Mounting economic uncertainty, Nvidia’s upcoming earnings report, and the expiration of large BTC options contracts are exerting significant downward pressure on Bitcoin’s price. This drop marks its lowest level since November 2024. Over the past three days, more than $1 billion in leveraged long positions have been wiped out. Analysts attribute the prevailing bearish sentiment primarily to growing fears of a global economic downturn. However, weakness in the derivatives market and lackluster corporate earnings are also keeping Bitcoin below the $90,000 threshold.
An analysis of key market metrics has revealed mixed sentiments among traders. The Global Bid-Ask Index, which aggregates data from over 1,400 cryptocurrencies, offers valuable insight into the prevailing sentiment in the spot market.
Recent shifts in the Global Buy-Sell Ratio indicate a potential market bottom, a pattern that often precedes a price reversal.
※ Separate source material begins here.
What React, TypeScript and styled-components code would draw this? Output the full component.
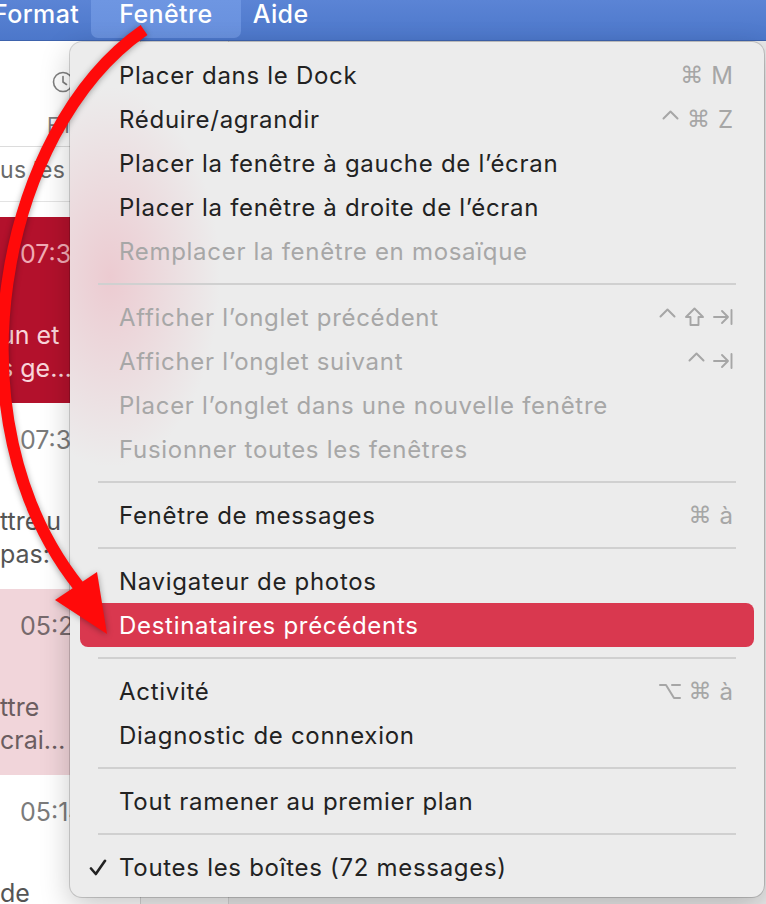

Additionally, histogram data highlights a surge in buying pressure, contrasting sharply with the persistent downtrend seen between May and October 2024. This reversal suggests Bitcoin may have reached a crucial support level, sparking increased demand.
Short-term holders have displayed panic-driven behavior throughout Bitcoin’s decline. The Short-Term Holder SOPR chart shows a sharp drop below 1, confirming widespread sell-offs at a loss. This indicates that investors who bought Bitcoin at higher prices have been liquidating their holdings out of fear that the downturn will continue.
Bitcoin’s drop to $82,200 has intensified this reaction, mirroring previous sell-offs triggered by major market corrections. If the decline continues, further panic selling could emerge, exacerbating volatility.
However, experienced traders view this as a potential accumulation zone, capitalizing on market fear to establish long-term positions.